Macallan Wayne Saini, known as Baby Mac, was 16 months old when he died at Saad's unlicensed and unregistered Olive Branch daycare.
There is a publication ban on the names of the other children involved in the case.
A lawsuit filed in 2018 by Baby Mac's mother against Saad and Vancouver Coastal Health says the toddler was believed to have died when he was left unattended and choked on an electrical cord on Jan. 18, 2017.
B.C. Supreme Court heard on Wednesday that a set of string lights was dangling over one of three playpens Saad had set up in a third-floor napping room.
Justice Catherine Wedge said, according to interviews with police, Saad had left Baby Mac unattended in the playpen closest to the string lights for over an hour after putting him down to sleep.
Saad was charged in 2020 after a lengthy police investigation and pleaded guilty last April.
Wedge said Saad deliberately deceived the parents who entrusted their children to her care and executed an elaborate scheme to get around B.C. child-care legislation to make more money at her daycare.
Saad was handcuffed by a sheriff before being led out of the courtroom after sentencing.
Under B.C.'s Community Care and Assisted Living Act, unlicensed child-care operators are only allowed to care for two children at a time and can be fined up to $10,000 a day for violations.
Olive Branch daycare closed following the death of Baby Mac.
Baby Mac's parents, Shelley Sheppard and Chris Saini, attended Wednesday's sentencing hearing, and Sheppard struggled to hold back her emotions as Wedge described what had happened to her son.
Sheppard and Saini previously told CBC News how Macallan would fill a room with joy and curiosity.
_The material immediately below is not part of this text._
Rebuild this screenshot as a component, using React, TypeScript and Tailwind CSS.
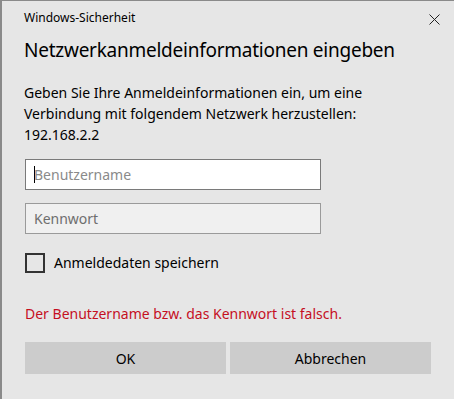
const App = () => {
  return (
    <div
      className="w-[454px] h-[399px] bg-[#e6e6e6] border-l-2 border-t border-[#8a8a8a] text-black overflow-hidden"
      style={{ fontFamily: '"Noto Sans", "Open Sans", sans-serif' }}
    >
      <div className="flex items-center justify-between pl-[22px] pr-[14px] pt-[9px]">
        <span className="text-[12px] leading-[16px]">Windows-Sicherheit</span>
        <svg width="11" height="11" viewBox="0 0 11 11" className="mt-[2px]">
          <path d="M0.5 0.5 L10.5 10.5 M10.5 0.5 L0.5 10.5" stroke="#222" strokeWidth="1" />
        </svg>
      </div>
      <h1 className="pl-[22px] mt-[10px] text-[19px] leading-[28px] font-normal tracking-[-0.25px]">
        Netzwerkanmeldeinformationen eingeben
      </h1>
      <p className="pl-[22px] mt-[18px] text-[14px] leading-[21px]">
        Geben Sie Ihre Anmeldeinformationen ein, um eine
        <br />
        Verbindung mit folgendem Netzwerk herzustellen:
        <br />
        192.168.2.2
      </p>
      <div className="pl-[23px] mt-[14px] flex flex-col gap-[13px]">
        <div className="w-[296px] h-[31px] bg-white border border-[#7a7a7a] flex items-center px-[8px]">
          <span className="w-px h-[17px] bg-black mr-[-1px]" />
          <span className="text-[14px] text-[#8a8a8a]">Benutzername</span>
        </div>
        <div className="w-[296px] h-[31px] bg-[#f0f0f0] border border-[#9a9a9a] flex items-center px-[8px]">
          <span className="text-[14px] text-[#6e6e6e]">Kennwort</span>
        </div>
      </div>
      <label className="pl-[23px] mt-[18px] flex items-center gap-[9px]">
        <span className="w-[20px] h-[20px] border-2 border-[#333] bg-[#e6e6e6]" />
        <span className="text-[14px]">Anmeldedaten speichern</span>
      </label>
      <p className="pl-[23px] mt-[31px] text-[14px] leading-[20px] text-[#c50f1f]">
        Der Benutzername bzw. das Kennwort ist falsch.
      </p>
      <div className="pl-[23px] mt-[18px] flex gap-[4px]">
        <button className="w-[201px] h-[32px] bg-[#cccccc] text-[14px]">OK</button>
        <button className="w-[201px] h-[32px] bg-[#cccccc] text-[14px]">Abbrechen</button>
      </div>
    </div>
  );
};

export default App;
They shared a written statement Monday afternoon, describing the process as excruciatingly long and thanking first responders, Vancouver police, Crown attorneys, victims services and everyone who worked on the case.
"No punishment will ever bring our sweet boy back to us," it said. "We feel this sentence falls years short ... Knowing that the law has to operate within its abilities, we are disgusted by the options of justice available."
The parents said they regret that Mac will never score a goal in soccer, have a sleepover with friends, learn to clean a fish or experience the thrill of a first kiss.
"This makes us sad beyond words," they said. "We love, cherish and miss our sweet and loving boy Mac every day."
Longtime childcare advocate Sharon Gregson said Monday there is no sentence that would do Mac, or his family, justice.
"There couldn't be a punishment that is adequate enough for what's happened to Baby Mac," she told On The Coast host Gloria Macarenko.
"It's a signal to our politicians and to all of us that we have to do better for children, we have to have a better childcare system."
Gregson, who has campaigned for $10-a-day daycare, acknowledged that hundreds more childcare spaces have opened up over the past five years, but said there's still a long way to go to ensure families have access to safe, affordable care when they require it.